Moloto Mothapo, spokesman for ANC chief whip Stone Sizani, rubbished the claim and said the EFF had lost its mind.
"It's becoming clearer and clearer everyday that they are losing it. They are obviously imagining things, and this is a figment of their imagination," he told Sapa.
"Probably it is some sort of propaganda gone wrong on their part. They really have to come with something better if they want to be taken seriously. We have got no time to waste on the EFF."
A war of words between the EFF and the security cluster of ministers heated up on Tuesday following a meeting over the chaos in Parliament last week.
The justice, crime prevention, and security cluster condemned the action of EFF MPs who disrupted proceedings in the National Assembly last week while President Jacob Zuma was answering questions. Police were called in to calm the situation.
The cluster, led by Defence Minister Nosiviwe Mapisa-Nqakula, said extra-ordinary measures had been put in place to prevent a repeat of the incident.
Last Thursday, EFF leader Julius Malema was not happy with how Zuma had answered questions on when he would pay back part of the money spent on R246 million security upgrades to his private Nkandla residence in KwaZulu-Natal.
Speaker Baleka Mbete instructed Malema and his fellow MPs to leave the House when they kept interrupting and asking that Zuma answer their question.
Public Protector Thuli Madonsela had recommended in her report on Nkandla that Zuma repay that part of the money not spent on security measures, like the swimming pool and cattle kraal, among others.
Zuma has been accused of delaying his response in Parliament to Madonsela's report after he said he would leave it to Police Minister Nathi Nhleko to determine if he should repay any of the money.

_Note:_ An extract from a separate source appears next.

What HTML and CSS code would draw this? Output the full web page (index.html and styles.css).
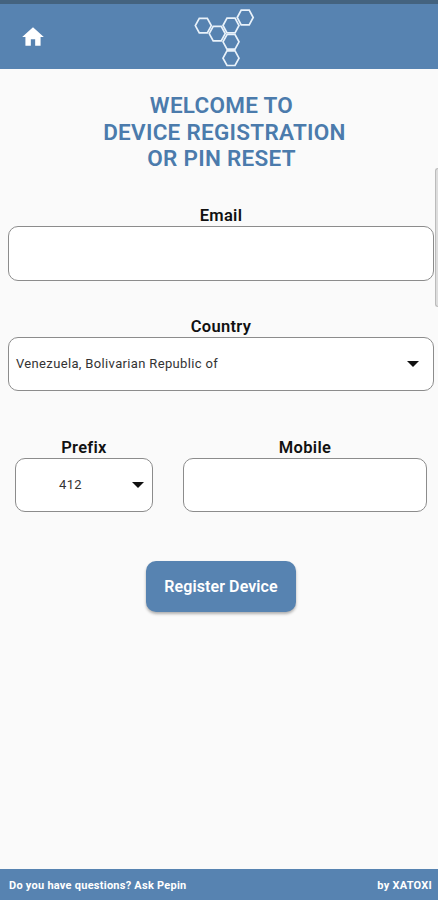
FILE: index.html
```html
<!DOCTYPE html>
<html lang="en">
<head>
  <meta charset="UTF-8">
  <meta name="viewport" content="width=device-width, initial-scale=1.0">
  <title>Device Registration</title>
  <link rel="stylesheet" href="styles.css">
</head>
<body>
  <div id="root">
    <header class="header">
      <a class="home" href="#" aria-label="Home">
        <svg width="24" height="24" viewBox="0 0 24 24"><path fill="#fff" d="M10 20v-6h4v6h5v-8h3L12 3 2 12h3v8z"/></svg>
      </a>
      <svg class="logo" width="62" height="60" viewBox="193 8 62 60">
        <defs>
          <path id="hex" d="M-8 0L-4-7.3H4L8 0L4 7.3H-4Z"/>
        </defs>
        <use href="#hex" x="203.3" y="25.6"/>
        <use href="#hex" x="217.2" y="33.6"/>
        <use href="#hex" x="231" y="25.5"/>
        <use href="#hex" x="245.2" y="17.5"/>
        <use href="#hex" x="231" y="41.8"/>
        <use href="#hex" x="231" y="58.2"/>
      </svg>
    </header>

    <main class="main">
      <h1 class="title">WELCOME TO<br>&nbsp;DEVICE REGISTRATION<br>OR PIN RESET</h1>

      <div class="field email">
        <label for="email">Email</label>
        <input class="box" id="email" type="text">
      </div>

      <div class="field country">
        <span class="label">Country</span>
        <div class="box select">
          <span class="value">Venezuela, Bolivarian Republic of</span>
          <span class="arrow"></span>
        </div>
      </div>

      <div class="row">
        <div class="field prefix">
          <span class="label">Prefix</span>
          <div class="box select">
            <span class="value">412</span>
            <span class="arrow"></span>
          </div>
        </div>
        <div class="field mobile">
          <label for="mobile">Mobile</label>
          <input class="box" id="mobile" type="text">
        </div>
      </div>

      <button class="register">Register Device</button>
    </main>

    <footer class="footer">
      <span>Do you have questions? Ask Pepin</span>
      <span class="by">by XATOXI</span>
    </footer>

    <div class="scrollbar"></div>
  </div>
</body>
</html>
```
FILE: styles.css
```css
*{margin: 0; padding: 0; box-sizing: border-box;}

body{
  font-family: Roboto, "Liberation Sans", sans-serif;
  background-color: #fafafa;
}

#root{
  position: relative;
  height: 900px;
  display: flex;
  flex-direction: column;
  overflow: hidden;
}

.header{
  height: 69px;
  border-top: 4px solid #44637f;
  background-color: #5783b1;
  display: flex;
  align-items: flex-start;
  flex-shrink: 0;
}

.home{
  width: 26px;
  height: 26px;
  margin: 20px 0 0 20px;
}

.home svg{
  width: 26px;
  height: 26px;
}

.logo{
  margin: 4px 0 0 147px;
  fill: none;
  stroke: #e9f2fa;
  stroke-width: 1.7;
}

.main{
  flex: 1;
  display: flex;
  flex-direction: column;
}

.title{
  margin-top: 23px;
  padding-left: 5px;
  text-align: center;
  font-size: 22.5px;
  font-weight: 600;
  line-height: 26.5px;
  letter-spacing: 0.27px;
  color: #4b7bac;
}

.field{
  display: flex;
  flex-direction: column;
}

.field label,
.label{
  height: 20px;
  line-height: 20px;
  text-align: center;
  font-size: 16.5px;
  font-weight: 600;
  letter-spacing: 0.3px;
  color: #111;
}

.box{
  width: 100%;
  height: 54px;
  border: 1px solid #8c8c8c;
  border-radius: 10px;
  background-color: #fff;
}

.email{
  margin: 34.5px 4px 0 8px;
}

.email .box{
  height: 55px;
}

.country{
  margin: 36px 4px 0 8px;
}

.select{
  display: flex;
  align-items: center;
  justify-content: space-between;
}

.value{
  padding-bottom: 2px;
  font-size: 13px;
  letter-spacing: 0.35px;
  color: #333;
}

.country .select{
  padding: 0 14px 0 7px;
}

.arrow{
  border: 6px solid transparent;
  border-top-color: #111;
  border-bottom: 0;
}

.row{
  display: flex;
  gap: 30px;
  margin: 47px 11px 0 15px;
}

.prefix{
  width: 138px;
}

.prefix .select{
  padding: 0 8px 0 43px;
}

.mobile{
  flex: 1;
}

.register{
  width: 150px;
  height: 51px;
  margin: 49px 0 0 146px;
  border: 0;
  border-radius: 10px;
  background-color: #5783b1;
  box-shadow: 0 2px 3px rgba(0, 0, 0, 0.3);
  font-family: inherit;
  font-size: 16px;
  font-weight: 600;
  letter-spacing: 0.1px;
  color: #fff;
}

.footer{
  height: 31px;
  padding: 2px 6px 0 9px;
  background-color: #5783b1;
  display: flex;
  align-items: center;
  justify-content: space-between;
  flex-shrink: 0;
  font-size: 11px;
  font-weight: 700;
  letter-spacing: 0.25px;
  color: #fff;
}

.scrollbar{
  position: absolute;
  top: 168px;
  right: 0;
  width: 3px;
  height: 139px;
  border: 1px solid #bbb;
  border-right: 0;
  border-radius: 3px 0 0 3px;
  background-color: #ddd;
}
```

On Tuesday night, Ndlozi said the security cluster had no business interfering in Parliament's processes because it was part of the executive.
"The doctrine of the separation of powers enshrined in our constitutional democracy prescribes that the executive, which is all appointed by the president, must respect Parliament," he said in a statement.
Parliament was capable of running its business, and there was never a need for the police to be called or for security measures to be tightened.
"The EFF will not be intimidated by a group of employees and henchmen/women who serve at the pleasure and discretion of President Zuma," said Ndlozi.
"The EFF is proud and makes no apology whatsoever for its peaceful protest action in Parliament last Thursday.
He said EFF MPs had the right to be in the Chamber and hold the executive accountable without any fear or favour.
Ndlozi said the EFF was ready for the ANC.
"If the ANC security cluster wants to arrest us, teargas us, or shoot to kill us, then let it be.
"The EFF is ready for any form of violence because no amount of war talk, no amount of intimidation will deter it from robustly raising issues and holding the executive accountable."